See also: 2004 medal count and
2008 gold count.
Even more gold for the EU as a single entity?
In the 20th century
nearly half of all gold medals went to Europe,
which is not surprising as it is home of most
world record holders and champions in Olympic disciplines.
But in team competitions (4 x 100m relays, football, etc.)
Europe cannot simply
form a superb team by assembling the best athletes of all EU nations.
Hence often some non-EU team wins, although it could not
expect to beat the EU all star team.
On the other hand, the EU nations currently
send more athletes than a unified EU would send.

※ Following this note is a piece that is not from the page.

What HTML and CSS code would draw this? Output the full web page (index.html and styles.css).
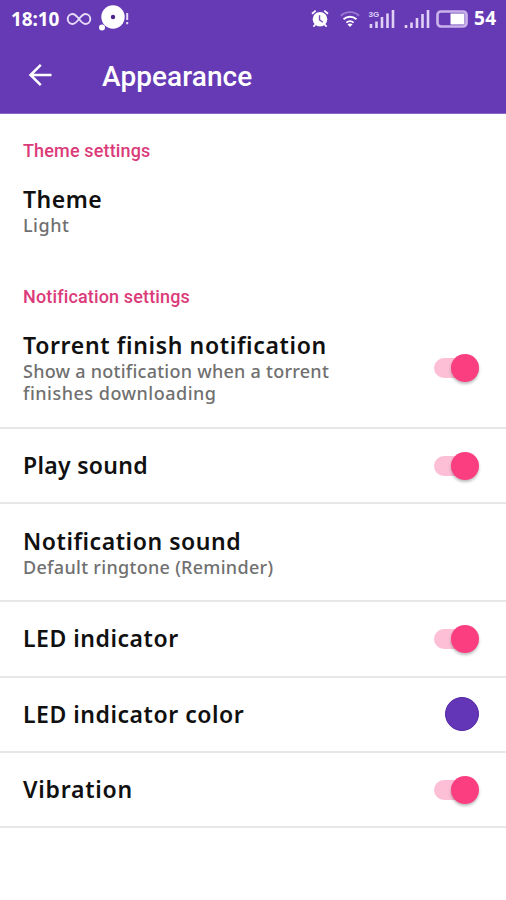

Although the top-ranked favorites usually get the gold,
this increases the chances that some second rate EU
athlete wins gold just by accident in case all
favorites fail to deliver.
How often does this happen?
Could such occasional luck make a significant
difference in the overall gold count?
All time per capita rankings must take into
account historic census data 1896-2010, since nations
have grown at varying speeds. Per capita rankings
traditionally dominated by
East Germany (e.g., Summer 1980: 47 golds /
16 m people = 2.9 golds per million capita, 1988: 2.3 gpmc)
and Norway (e.g., Winter 1998: 10 golds / 5
m people = 2.0 gpmc; 2002: 2.6 gpmc) (but note that the number of golds per Games
has grown by 60% in the period 1980-2010).
In some Olympics very small countries
achieved even higher per capita values (notably Liechtenstein 1980: 2 golds /
0.033 m people = 60 gpmc; Bahamas 2000: 2 golds /
0.33 m people = 6 gpmc), but not on a
routine basis - in such cases there always was a single athlete
who contributed to all victories of his nation.
These outlier cases should be ignored as they are statistical flukes - many small
nations are taking part in many Games, hence one of them will eventually boast a gold medalist.
Note that most small nations usually have 0.0 gpmc; the values of the large
nations are clearly below 0.5 gpmc.
The Olympics as a European invention
are biased towards popular European sports.
An alternative bias towards, say, popular Asian sports would probably
yield a different picture.
J. Schmidhuber, 2010
2006 all time gold count
and the 2008 all time gold count).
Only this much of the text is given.